» **PROBLEM DETAILS**
Quote, verbatim, all material below, without pictures.

» **DATA EXCERPT**
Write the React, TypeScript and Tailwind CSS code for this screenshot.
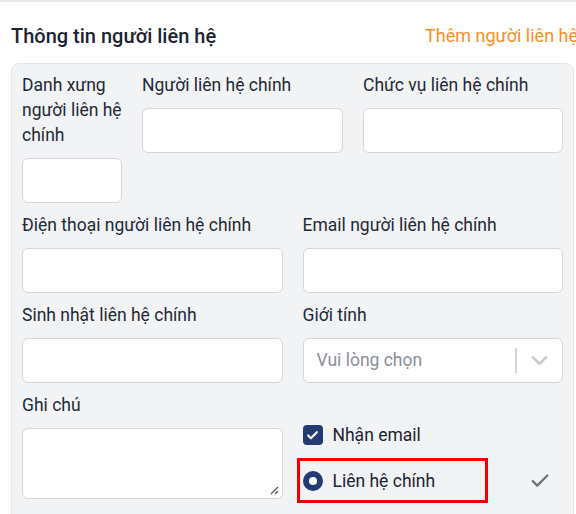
import { Check, ChevronDown } from "lucide-react";

function Label({ children, wide = true }: { children: string; wide?: boolean }) {
  return (
    <span className={`text-[17.5px] leading-[25px] text-[#1f2937] ${wide ? "" : "w-[104px]"}`}>{children}</span>
  );
}

function Box({ label, className = "", narrow = false }: { label: string; className?: string; narrow?: boolean }) {
  return (
    <div className={`flex flex-col ${className}`}>
      <Label wide={!narrow}>{label}</Label>
      <div className="mt-[10px] h-[45px] rounded-[6px] border border-[#d4d6da] bg-white" />
    </div>
  );
}

export default function App() {
  return (
    <div className="h-[514px] w-[576px] overflow-hidden bg-white font-['Roboto',sans-serif]">
      <div className="h-[2px] bg-[#e6e8ec]" />
      <div className="flex items-center justify-between pl-[11px] pt-[22px] pb-[15px]">
        <span className="text-[20px] leading-[24px] font-medium text-[#1b2430]">Thông tin người liên hệ</span>
        <span className="-mr-[2px] whitespace-nowrap text-[18px] leading-[24px] text-[#f7901e]">Thêm người liên hệ</span>
      </div>
      <div className="ml-[11px] mr-[2px] h-[460px] rounded-t-[8px] border border-[#e3e5e9] bg-[#f2f3f5] px-[10px] pt-[9px]">
        <div className="flex gap-[20px]">
          <Box label="Danh xưng người liên hệ chính" className="w-[100px]" narrow />
          <Box label="Người liên hệ chính" className="w-[201px]" />
          <Box label="Chức vụ liên hệ chính" className="flex-1" />
        </div>
        <div className="mt-[10px] grid grid-cols-2 gap-x-[20px] gap-y-[10px]">
          <Box label="Điện thoại người liên hệ chính" />
          <Box label="Email người liên hệ chính" />
          <Box label="Sinh nhật liên hệ chính" />
          <div className="flex flex-col">
            <Label>Giới tính</Label>
            <div className="mt-[10px] flex h-[45px] items-center rounded-[6px] border border-[#d4d6da] bg-white pl-[13px]">
              <span className="flex-1 text-[17.5px] text-[#8a9099]">Vui lòng chọn</span>
              <span className="h-[25px] w-[2px] bg-[#d3d5d9]" />
              <ChevronDown className="mx-[9px] h-[27px] w-[27px] text-[#c5c8cc]" strokeWidth={2} />
            </div>
          </div>
          <div className="flex flex-col">
            <Label>Ghi chú</Label>
            <div className="relative mt-[10px] h-[71px] rounded-[6px] border border-[#d4d6da] bg-white">
              <svg className="absolute bottom-[3px] right-[3px]" width="9" height="9" viewBox="0 0 9 9">
                <path d="M8 1L1 8M8 5L5 8" stroke="#555" strokeWidth="1.2" />
              </svg>
            </div>
          </div>
          <div className="flex flex-col pt-[32px]">
            <div className="flex items-center gap-[10px]">
              <span className="flex h-[20px] w-[20px] items-center justify-center rounded-[4px] bg-[#233a73]">
                <Check className="h-[13px] w-[13px] text-white" strokeWidth={4} />
              </span>
              <span className="text-[17.5px] leading-[20px] text-[#1b2430]">Nhận email</span>
            </div>
            <div className="mt-[13px] flex items-center">
              <div className="-ml-[6px] flex h-[45px] w-[191px] items-center gap-[10px] border-[3px] border-[#f00000] pl-[3px]">
                <span className="flex h-[20px] w-[20px] items-center justify-center rounded-full bg-[#233a73]">
                  <span className="h-[8px] w-[8px] rounded-full bg-white" />
                </span>
                <span className="text-[17.5px] leading-[20px] text-[#1b2430]">Liên hệ chính</span>
              </div>
              <Check className="ml-[41px] h-[22px] w-[22px] text-[#6b7079]" strokeWidth={2.5} />
            </div>
          </div>
        </div>
      </div>
    </div>
  );
}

» **EXERCISE RESPONSE**
Write the React, TypeScript and Tailwind CSS code for this screenshot.
import { Check, ChevronDown } from "lucide-react";

function Label({ children, wide = true }: { children: string; wide?: boolean }) {
  return (
    <span className={`text-[17.5px] leading-[25px] text-[#1f2937] ${wide ? "" : "w-[104px]"}`}>{children}</span>
  );
}

function Box({ label, className = "", narrow = false }: { label: string; className?: string; narrow?: boolean }) {
  return (
    <div className={`flex flex-col ${className}`}>
      <Label wide={!narrow}>{label}</Label>
      <div className="mt-[10px] h-[45px] rounded-[6px] border border-[#d4d6da] bg-white" />
    </div>
  );
}

export default function App() {
  return (
    <div className="h-[514px] w-[576px] overflow-hidden bg-white font-['Roboto',sans-serif]">
      <div className="h-[2px] bg-[#e6e8ec]" />
      <div className="flex items-center justify-between pl-[11px] pt-[22px] pb-[15px]">
        <span className="text-[20px] leading-[24px] font-medium text-[#1b2430]">Thông tin người liên hệ</span>
        <span className="-mr-[2px] whitespace-nowrap text-[18px] leading-[24px] text-[#f7901e]">Thêm người liên hệ</span>
      </div>
      <div className="ml-[11px] mr-[2px] h-[460px] rounded-t-[8px] border border-[#e3e5e9] bg-[#f2f3f5] px-[10px] pt-[9px]">
        <div className="flex gap-[20px]">
          <Box label="Danh xưng người liên hệ chính" className="w-[100px]" narrow />
          <Box label="Người liên hệ chính" className="w-[201px]" />
          <Box label="Chức vụ liên hệ chính" className="flex-1" />
        </div>
        <div className="mt-[10px] grid grid-cols-2 gap-x-[20px] gap-y-[10px]">
          <Box label="Điện thoại người liên hệ chính" />
          <Box label="Email người liên hệ chính" />
          <Box label="Sinh nhật liên hệ chính" />
          <div className="flex flex-col">
            <Label>Giới tính</Label>
            <div className="mt-[10px] flex h-[45px] items-center rounded-[6px] border border-[#d4d6da] bg-white pl-[13px]">
              <span className="flex-1 text-[17.5px] text-[#8a9099]">Vui lòng chọn</span>
              <span className="h-[25px] w-[2px] bg-[#d3d5d9]" />
              <ChevronDown className="mx-[9px] h-[27px] w-[27px] text-[#c5c8cc]" strokeWidth={2} />
            </div>
          </div>
          <div className="flex flex-col">
            <Label>Ghi chú</Label>
            <div className="relative mt-[10px] h-[71px] rounded-[6px] border border-[#d4d6da] bg-white">
              <svg className="absolute bottom-[3px] right-[3px]" width="9" height="9" viewBox="0 0 9 9">
                <path d="M8 1L1 8M8 5L5 8" stroke="#555" strokeWidth="1.2" />
              </svg>
            </div>
          </div>
          <div className="flex flex-col pt-[32px]">
            <div className="flex items-center gap-[10px]">
              <span className="flex h-[20px] w-[20px] items-center justify-center rounded-[4px] bg-[#233a73]">
                <Check className="h-[13px] w-[13px] text-white" strokeWidth={4} />
              </span>
              <span className="text-[17.5px] leading-[20px] text-[#1b2430]">Nhận email</span>
            </div>
            <div className="mt-[13px] flex items-center">
              <div className="-ml-[6px] flex h-[45px] w-[191px] items-center gap-[10px] border-[3px] border-[#f00000] pl-[3px]">
                <span className="flex h-[20px] w-[20px] items-center justify-center rounded-full bg-[#233a73]">
                  <span className="h-[8px] w-[8px] rounded-full bg-white" />
                </span>
                <span className="text-[17.5px] leading-[20px] text-[#1b2430]">Liên hệ chính</span>
              </div>
              <Check className="ml-[41px] h-[22px] w-[22px] text-[#6b7079]" strokeWidth={2.5} />
            </div>
          </div>
        </div>
      </div>
    </div>
  );
}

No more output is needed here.